By The Assam Tribune

Food adulteration remains a serious health hazard largely ignored by government authorities for years. Indeed, the situation has worsened in recent times with sub-standard and adulterated food items of mass consumption coming to affect a large segment of the State’s population. This is akin to slow poisoning, and health experts attribute many ailments due to constant exposure to adulterated food items. The irony is that the situation persists even though there is increased access to information and enhanced public awareness today. Among the most adulterated food products in the State happen to be those ranging from pulses, milk, meat and packaged water to fruits and vegetables. There have been the occasional seizures of spurious and adulterated foodstuff but that is little consolation given that it is chiefly the widely consumed items that continue to be most vulnerable to adulteration. While the Northeast has traditionally been a happy dumping ground for all sorts of spurious and sub-standard goods, the peril amplifies manifold when it involves foodstuff of mass consumption. Even vegetables and fruits are not spared by the unscrupulous growers and traders, with the practice of injecting toxic substances to make those mature in quick time and also to look bigger and fresh being widespread. Officials claim that of late there has been better enforcement of the State Prevention of Food Adulteration Act, but there is obviously a need for a more stringent and efficient deterrent mechanism. The State requires more state-of-the-art labs, including mobile labs, for testing and analysing adulteration of food articles.

It is against this backdrop that the Gauhati High Court’s directive to the Central Government to frame appropriate rules for regulating the open availability of calcium carbide – an agent widely used to ripen fruits prematurely – assumes significance. The court further asked the State Government to monitor the activities of the food safety officers towards their requirement of complying with the directions of this order. That the court had to tell the government authorities concerned to crack down hard on the adulterators exposes the laxity of the government machinery.
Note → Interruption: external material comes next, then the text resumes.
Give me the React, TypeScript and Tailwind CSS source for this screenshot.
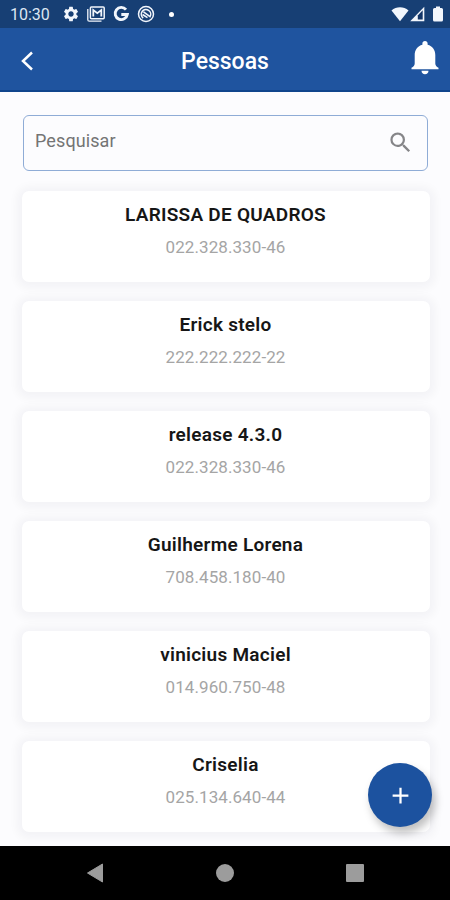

When people are compelled to consume poisoned food in spite of spending a major part of their income on food due to spiralling price rise, it is a case of grave lapse in governance. Since food adulteration negates the prospects of healthy living, it has to be viewed as a serious threat to human life itself. The Government, which is under a constitutional obligation to safeguard people’s lives, has a big role to play to check this criminal act. It needs to be ensured that every stage from production and packaging to marketing and sale is scrutinized for violation of any relevant norms. Even a stricter mechanism is required for foodstuff that is sold in the open.